Nach einer halben Stunde, der Kaffee war inzwischen kalt geworden, legte ich die Zeitung nachdenklich zur Seite. Ich hatte eine auf den ersten Blick ansprechend gestaltete , journalistisch gut recherchierte Zeitung gelesen. Das ist das gefährliche daran, sie kam nicht mit platten , dumpfen Sprüchen daher, sie verfängt mit ihrer Seriösität. Dass viele Autoren Professoren oder Doktoren sind, unterstreicht diese Seriösität noch. Es bedarf des zwischen den Zeilen Lesens , des Nachdenkens und Aufbrechens des Gelesenen , um das dahinter steckende Gedankengut zu erkennen. Und es bedarf der Aufklärung, immer wieder, gibt sich die politische Rechte doch gern intellektuell. Wer auch immer mir diese Zeitung in den Briefkasten gesteckt hat, ich danke demjenigen, dass er mir diesen Blick ermöglicht hat.
Kommentare 8
danke fürs mit reingucken lassen
und die treffende zusammenfassung der halbstündigen erfahrung im letzten absatz.

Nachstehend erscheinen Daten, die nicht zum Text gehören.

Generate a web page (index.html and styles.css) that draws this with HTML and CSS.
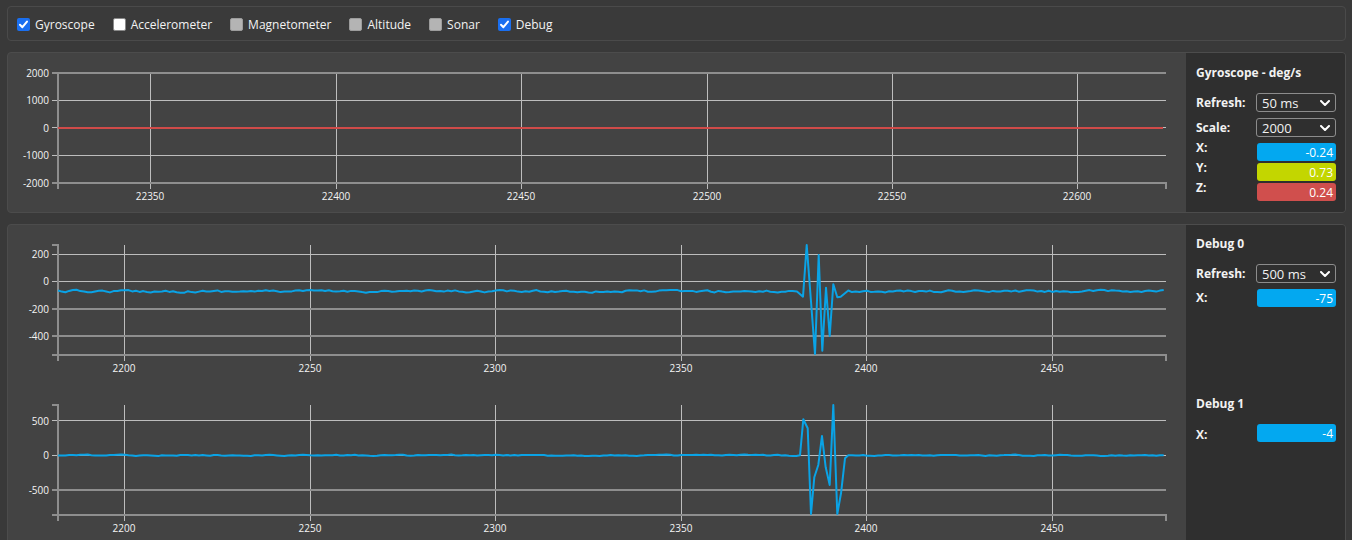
FILE: index.html
```html
<!DOCTYPE html>
<html lang="en">
<head>
<meta charset="utf-8">
<title>Sensors</title>
<link rel="stylesheet" href="styles.css">
</head>
<body>
<div class="toolbar">
  <label class="opt"><span class="cb on"><svg viewBox="0 0 13 13" width="13" height="13"><path d="M3 6.8 L5.4 9.2 L10 3.6"/></svg></span>Gyroscope</label>
  <label class="opt"><span class="cb off"></span>Accelerometer</label>
  <label class="opt"><span class="cb dis"></span>Magnetometer</label>
  <label class="opt"><span class="cb dis"></span>Altitude</label>
  <label class="opt"><span class="cb dis"></span>Sonar</label>
  <label class="opt"><span class="cb on"><svg viewBox="0 0 13 13" width="13" height="13"><path d="M3 6.8 L5.4 9.2 L10 3.6"/></svg></span>Debug</label>
</div>

<div class="panel">
  <div class="plots">
    <svg class="chart" viewBox="8 53 1178 159" width="1178" height="159">
      <g class="grid">
        <line x1="52" y1="100.5" x2="1166" y2="100.5"/>
        <line x1="52" y1="127.5" x2="1166" y2="127.5"/>
        <line x1="52" y1="155.5" x2="1166" y2="155.5"/>
        <line x1="150.5" y1="73" x2="150.5" y2="189"/>
        <line x1="336.5" y1="73" x2="336.5" y2="189"/>
        <line x1="521.5" y1="73" x2="521.5" y2="189"/>
        <line x1="707.5" y1="73" x2="707.5" y2="189"/>
        <line x1="892.5" y1="73" x2="892.5" y2="189"/>
        <line x1="1077.5" y1="73" x2="1077.5" y2="189"/>
      </g>
      <g class="axis">
        <path d="M52,73H1166"/>
        <path d="M52,183H1166V189"/>
        <path d="M58,72V189"/>
      </g>
      <line class="red" x1="58" y1="128" x2="1163" y2="128"/>
      <g class="ylab">
        <text x="49" y="73">2000</text>
        <text x="49" y="100">1000</text>
        <text x="49" y="128">0</text>
        <text x="49" y="155">-1000</text>
        <text x="49" y="183">-2000</text>
      </g>
      <g class="xlab">
        <text x="150" y="196">22350</text>
        <text x="336" y="196">22400</text>
        <text x="521" y="196">22450</text>
        <text x="707" y="196">22500</text>
        <text x="892" y="196">22550</text>
        <text x="1077" y="196">22600</text>
      </g>
    </svg>
  </div>
  <div class="side gyro">
    <div class="title">Gyroscope - deg/s</div>
    <div class="ctrl">
      <span class="lbl">Refresh:</span>
      <div class="select"><span>50 ms</span><svg viewBox="0 0 10 6" width="10" height="6"><path d="M1 1 L5 5 L9 1"/></svg></div>
    </div>
    <div class="ctrl">
      <span class="lbl">Scale:</span>
      <div class="select"><span>2000</span><svg viewBox="0 0 10 6" width="10" height="6"><path d="M1 1 L5 5 L9 1"/></svg></div>
    </div>
    <div class="vals">
      <div class="val"><span class="lbl">X:</span><span class="bar blue">-0.24</span></div>
      <div class="val"><span class="lbl">Y:</span><span class="bar lime">0.73</span></div>
      <div class="val"><span class="lbl">Z:</span><span class="bar red">0.24</span></div>
    </div>
  </div>
</div>

<div class="panel">
  <div class="plots">
    <svg class="chart" viewBox="8 225 1178 160" width="1178" height="160">
      <g class="grid">
        <line x1="52" y1="254.5" x2="1166" y2="254.5"/>
        <line x1="52" y1="281.5" x2="1166" y2="281.5"/>
        <line x1="124.5" y1="245" x2="124.5" y2="361"/>
        <line x1="310.5" y1="245" x2="310.5" y2="361"/>
        <line x1="495.5" y1="245" x2="495.5" y2="361"/>
        <line x1="681.5" y1="245" x2="681.5" y2="361"/>
        <line x1="866.5" y1="245" x2="866.5" y2="361"/>
        <line x1="1052.5" y1="245" x2="1052.5" y2="361"/>
      </g>
      <g class="axis">
        <path d="M52,309H1166"/>
        <path d="M52,336H1166"/>
        <path d="M52,245H58"/>
        <path d="M52,355H1166V361"/>
        <path d="M58,244V361"/>
      </g>
      <polyline id="d0line" class="blue" points="58,291 1166,291"/>
      <g class="ylab">
        <text x="49" y="254">200</text>
        <text x="49" y="281">0</text>
        <text x="49" y="308.5">-200</text>
        <text x="49" y="336">-400</text>
      </g>
      <g class="xlab">
        <text x="124" y="367.5">2200</text>
        <text x="310" y="367.5">2250</text>
        <text x="495" y="367.5">2300</text>
        <text x="681" y="367.5">2350</text>
        <text x="866" y="367.5">2400</text>
        <text x="1052" y="367.5">2450</text>
      </g>
    </svg>
    <svg class="chart" viewBox="8 385 1178 160" width="1178" height="160">
      <g class="grid">
        <line x1="52" y1="420.5" x2="1166" y2="420.5"/>
        <line x1="52" y1="455.5" x2="1166" y2="455.5"/>
        <line x1="124.5" y1="405" x2="124.5" y2="521"/>
        <line x1="310.5" y1="405" x2="310.5" y2="521"/>
        <line x1="495.5" y1="405" x2="495.5" y2="521"/>
        <line x1="681.5" y1="405" x2="681.5" y2="521"/>
        <line x1="866.5" y1="405" x2="866.5" y2="521"/>
        <line x1="1052.5" y1="405" x2="1052.5" y2="521"/>
      </g>
      <g class="axis">
        <path d="M52,490H1166"/>
        <path d="M52,405H58"/>
        <path d="M52,515H1166V521"/>
        <path d="M58,404V521"/>
      </g>
      <polyline id="d1line" class="blue" points="58,455 1166,455"/>
      <g class="ylab">
        <text x="49" y="420.5">500</text>
        <text x="49" y="455">0</text>
        <text x="49" y="490">-500</text>
      </g>
      <g class="xlab">
        <text x="124" y="527.5">2200</text>
        <text x="310" y="527.5">2250</text>
        <text x="495" y="527.5">2300</text>
        <text x="681" y="527.5">2350</text>
        <text x="866" y="527.5">2400</text>
        <text x="1052" y="527.5">2450</text>
      </g>
    </svg>
  </div>
  <div class="side">
    <div class="block">
      <div class="title">Debug 0</div>
      <div class="ctrl">
        <span class="lbl">Refresh:</span>
        <div class="select"><span>500 ms</span><svg viewBox="0 0 10 6" width="10" height="6"><path d="M1 1 L5 5 L9 1"/></svg></div>
      </div>
      <div class="vals">
        <div class="val"><span class="lbl">X:</span><span class="bar blue">-75</span></div>
      </div>
    </div>
    <div class="block">
      <div class="title">Debug 1</div>
      <div class="vals first">
        <div class="val"><span class="lbl">X:</span><span class="bar blue">-4</span></div>
      </div>
    </div>
  </div>
</div>
<script src="script.js"></script>
</body>
</html>
```

FILE: styles.css
```css
* { box-sizing: border-box; }
html, body { margin: 0; height: 100%; }
body {
  background: #393939;
  color: #f2f2f2;
  font-family: "Open Sans", "Liberation Sans", sans-serif;
  padding: 6px 6px 0 7px;
  overflow: hidden;
}

.toolbar {
  height: 35px;
  border: 1px solid #4a4a4a;
  border-radius: 4px;
  background: #3a3a3a;
  display: flex;
  align-items: center;
  gap: 18px;
  padding: 1px 0 0 9px;
  font-size: 12px;
}
.opt { display: flex; align-items: center; gap: 5px; cursor: default; }
.cb {
  width: 13px; height: 13px;
  border-radius: 2px;
  display: block;
  flex: none;
  margin-top: 1px;
}
.cb svg { display: block; }
.cb path { fill: none; stroke: #fff; stroke-width: 2; stroke-linecap: round; stroke-linejoin: round; }
.cb.on { background: #1a6ff0; }
.cb.off { background: #fff; border: 1px solid #8a8a8a; }
.cb.dis { background: #b4b4b4; border: 1px solid #9c9c9c; }

.panel {
  margin-top: 11px;
  border: 1px solid #4c4c4c;
  border-radius: 4px;
  background: #434343;
  display: flex;
  overflow: hidden;
}
.plots { width: 1178px; display: flex; flex-direction: column; }
.chart { display: block; }
.grid line { stroke: #bdbdbd; stroke-width: 1; }
.axis path { stroke: #8e8e8e; stroke-width: 2; fill: none; }
.red { stroke: #d04b49; stroke-width: 2; }
polyline.blue { fill: none; stroke: #0aa3e6; stroke-width: 2; stroke-linejoin: round; }
.ylab text, .xlab text {
  font-family: "Open Sans", "Liberation Sans", sans-serif;
  font-size: 10px;
  fill: #f4f4f4;
  dominant-baseline: central;
}
.ylab text { text-anchor: end; }
.xlab text { text-anchor: middle; }

.side {
  width: 159px;
  background: #2f2f2f;
  font-size: 12px;
}
.side.gyro { padding: 12px 9px 0 10px; }
.block { height: 160px; padding: 11px 9px 0 10px; }
.title { font-weight: 700; line-height: 16px; margin-bottom: 12px; }
.lbl { width: 60px; flex: none; font-weight: 700; line-height: 14px; }
.ctrl { display: flex; align-items: center; height: 19px; margin-bottom: 6px; }
.select {
  width: 80px; height: 19px;
  border: 1px solid #8c8c8c;
  border-radius: 3px;
  display: flex;
  align-items: center;
  justify-content: space-between;
  padding: 0 5px 0 5px;
  font-size: 13px;
  color: #f2f2f2;
}
.select svg { display: block; }
.select path { fill: none; stroke: #fff; stroke-width: 2; stroke-linecap: round; stroke-linejoin: round; }
.vals { display: flex; flex-direction: column; gap: 2px; }
.val { display: flex; align-items: flex-start; }
.val .lbl { margin-top: -2px; }
.block .val .lbl { margin-top: 2px; }
.block .vals.first .val .lbl { margin-top: 4px; }
.bar {
  width: 79px; height: 18px;
  margin-left: 1px;
  border-radius: 3px;
  text-align: right;
  padding-right: 3px;
  line-height: 19px;
  color: #fff;
  font-size: 12px;
}
.bar.blue { background: #03a8f0; }
.bar.lime { background: #c3d600; }
.bar.red { background: #d04f4d; }
```

FILE: script.js
```js
(function () {
  var seed = 12345;
  function rnd() {
    seed = (seed * 16807) % 2147483647;
    return seed / 2147483647;
  }
  function flat(from, to, base, amp, out) {
    var prev = 0;
    for (var x = from; x <= to; x += 3.71) {
      prev = prev * 0.5 + (rnd() - 0.5) * 2 * amp;
      out.push([x, base + prev]);
    }
  }
  function build(id, base, amp, spike) {
    var pts = [];
    flat(58, spike[0][0] - 2, base, amp, pts);
    pts = pts.concat(spike);
    flat(spike[spike.length - 1][0] + 3.71, 1166, base, amp, pts);
    document.getElementById(id).setAttribute('points', pts.map(function (p) {
      return p[0].toFixed(1) + ',' + p[1].toFixed(1);
    }).join(' '));
  }
  build('d0line', 291.3, 1.0, [[797, 291.5], [803, 296.7], [806.7, 245], [815, 354], [818.7, 255], [822.3, 350.7], [826, 287.7], [829.7, 336], [833.3, 284.3], [837.3, 297.3], [840.7, 296.7], [848.3, 290.5]]);
  build('d1line', 455.3, 0.5, [[800, 455.3], [803.3, 419.3], [807.7, 428.3], [811, 514], [814.3, 477.3], [818.3, 465], [822, 436], [825.7, 467.3], [829.7, 485], [833.3, 405], [837.3, 514], [841, 493.3], [845, 458.3], [848.3, 455.3]]);
})();
```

gern geschehen, ich denke, so etwas sollten wir uns immer wieder mal " antun", und die gelegenheit war heute günstig...:)
Dazu noch mein lieber rolf ein Zitat aus dem "Netz gegen Nazis", das einige der von dir beschriebenen subtilen Methoden bei der Nutzung des Internets beschreibt:
"Die wachsende Begeisterung der Rechtsextremen für das bei ihnen als "Weltnetz" bezeichnete Medium ist verständlich. Bei Netz-Nazis paart sich der ihnen eigene Fanatismus mit dem Gefühl, im Internet endlich Meinung bilden zu können, wie es im wirklichen Leben - wegen mangelnder Rhetorik oder mangelnder gesellschaftlicher Akzeptanz - niemals möglich wäre. Deshalb ist die Entwicklung folgerichtig, dass intelligentere Neonazis versuchen, Diskurse etwa in Foren, Chat oder auf Pinnwänden sozialer Netzwerke an sich zu reißen, Themen zu verschieben, Andersdenkende zu verdrängen und politische Gegner anzupöbeln."
Und hier dann auch noch der Link auf die Website:
www.netz-gegen-nazis.de/artikel/am-gefaehrlichsten-sind-netz-nazis-wenn-sie-subtil-bleiben-2919
lieber luggi, danke für die ergänzung. dass die junge freiheit bereits seit 25 jahren erscheint, ist schon ein zeichen für die langjährige akzeptanz rechter meinungen in der pressevielfalt, und dass nazis inzwischen auch das internet nutzen, ist nur folgerichtig, bietet dieses doch eine möglichkeit, schnell und mit geringem aufwand meinungen zu verbreiten und zu manipulieren...
luggi, danke für diesen link
Danke!!
lieber rolf, danke auch für dein aufklärendes blog.
neulich im papierladen lag ein neues stück magazin aus. titel: "Zuerst", untertitel: "Deutsches Nachrichtenmagazin".
ich musste nicht lange blättern und überlegen, ob das bunte blatt rechts ist. denn die sprache ist verräterisch.
wer so wenig sprachgefühl besitzt, dass er/sie die wortfolge in titel und untertitel so wählt und drucken lässt, ist entweder stumpf oder rechts. was so ziemlich das gleiche ist.
sag mir also bitte nichts von rechten intellektuellen. die hat es nie gegeben.
wohl gab und gibt es reichlich viele deppen und ahnungslose bzw. von aufklärung unbeleckte, die auf "rechtes Gedankengut" reinfallen. die zeitungen etc. kaufen und lesen.
schon die wortkombination "rechtes Gedankengut" ist so schräg, dass es in den ohren schrillen müsste. in den medien aber durchaus gängig. das kommt, wir leben in einem rechtslastigen land. noch immer. denk nur mal an die (berührungs)angst der spd vor den linken.
ich stimme dir nur zum teil zu, was mein konkretes beispiel betrifft. ich habe nur wenige artikel als beispiel genommen, um zu demonstrieren, was ich meine. die rezension beispielsweise zu der matthäus passion von bach, aufgeführt in würzburg, hätte auch im kulturteil des tagesspiegels stehen können. dass in dieser rezension auf eine aufnahme der deutschen grammophon mit peter schreier als evangelist hingewiesen wird, , zeigt, wie hier versucht wird, zu täuschen, war peter schreier doch einer der besten ddr - opernsänger. diese zeitung bringt eben auch beiträge, die in anderen, seriös - bürgerlichen blättern auch zu lesen sein könnten, und das macht sie so gefährlich, weil es einlullt.